December is an exciting month for me. For starters, I’ve got some cool presents coming my way next week. In the meantime, I’ve got plenty of fun education stuff to keep me busy. Earlier this month, I had the pleasure of highlighting some standouts among CDE’s annual award winners. This week, I have the honor of presenting the newest report card from Colorado School Grades.
Some might wonder why I’m so excited about school grades. All the data is out there anyway, right? Those people have probably never experienced the sheer horror of navigating performance frameworks on CDE’s website. The information is there, and those with some level of knowledge and experience can find it without experiencing irreversible brain damage. Others who may want or need information on school performance—parents, for instance—are likely to find the system too onerous to be worth the effort.
Colorado school grades rectifies that problem by putting everything into easily understood letter grades. But don’t let the simplicity fool you; all of the variables used by CDE is wrapped into those grades using a complex formula developed by the University of Colorado Denver. Pretty cool if you ask me.
I’ll let you play around with website’s nifty search and comparison tools on your own. I’d like to highlight some of the “winners” of this year’s grades. To do that, I’m going to do something rarely seen on Ed is Watching: Include a graphic from Colorado School Grades. Nobody panic; this won’t be an all-the-time thing. It just saves my little fingers some typing. It’s also prettier.

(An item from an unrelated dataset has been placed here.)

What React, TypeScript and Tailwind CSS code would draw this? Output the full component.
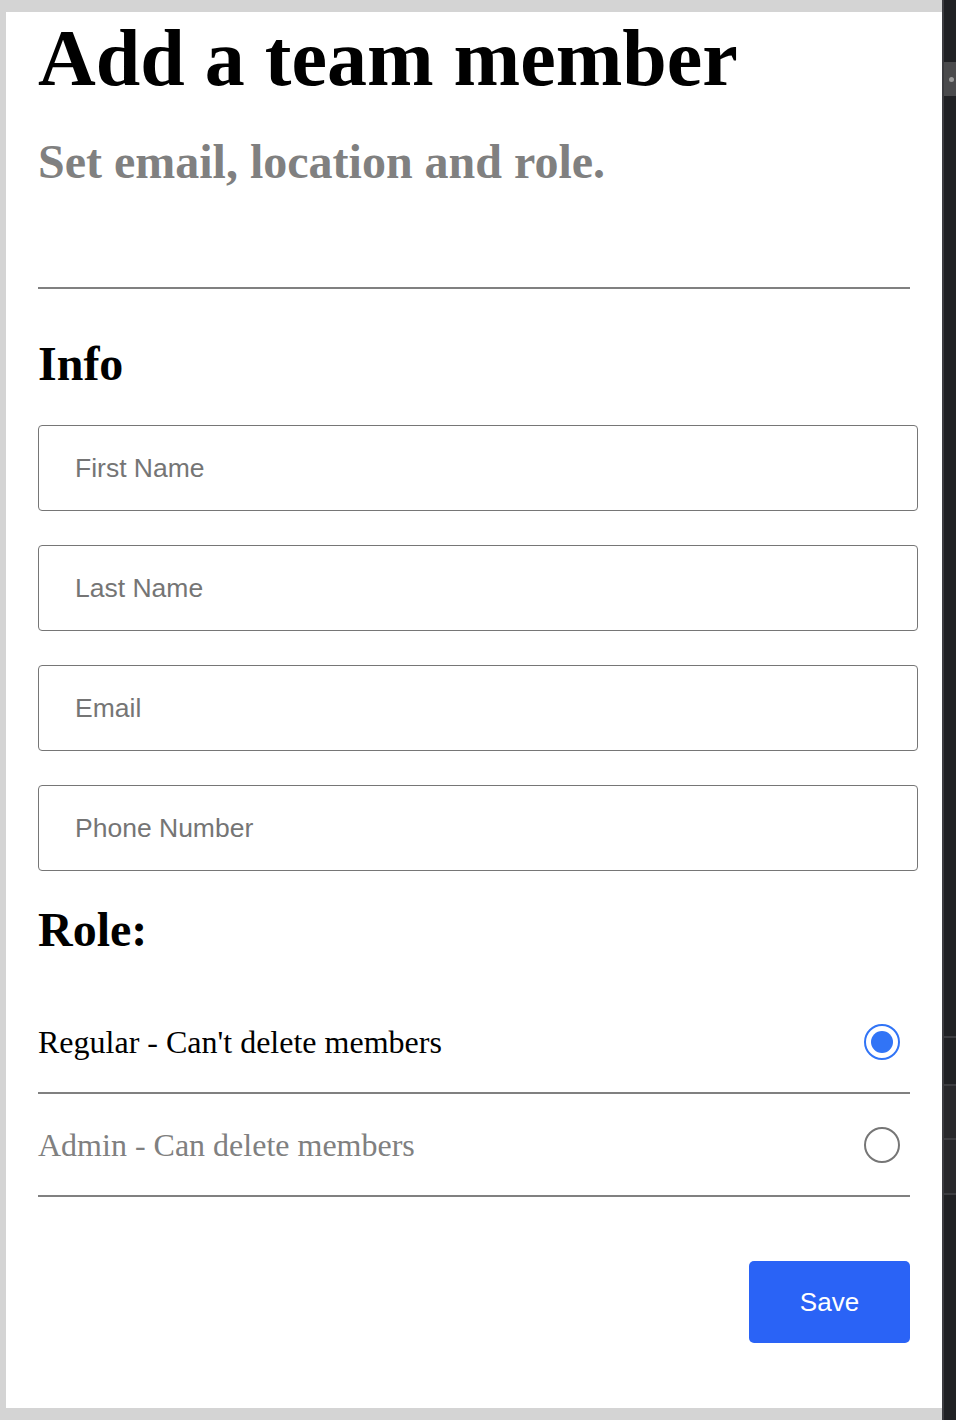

It’s no surprise to see DSSTs and other charters on the lists. Heck, Liberty Common (number three on the high school list) is the same charter that absolutely demolished the state ACT record earlier this year.
It is interesting, however, to see just how heavily classical charter schools are represented, particularly on the high school list. That’s especially true given the (politically motivated) uproar over Golden View Classical Academy in Jeffco last month. It looks to me like the “traditional approach to education with direct, teacher-led instruction and a focus on the fundamentals” touted by those crazy classical types is working just fine.
Still, Colorado School Grades isn’t all about the good stuff. While secondary schools in and around areas like Colorado Springs look like they’re doing pretty well, other areas are struggling. One of those areas is the Jefferson Articulation Area within Jeffco—a problem spot I’ve written about before. Still, something about seeing the problem geographically represented on a map really drives the point home.
Of course, the point of Colorado School Grades—and the reason I like it so much—is that it doesn’t just highlight the good. It also shows the bad and the ugly in a plain-as-day, easy-to-interpret format. So while we celebrate the success of those schools that are doing great, the ultimate goal should be for all schools to make it to that A+ rating. Our kids deserve no less.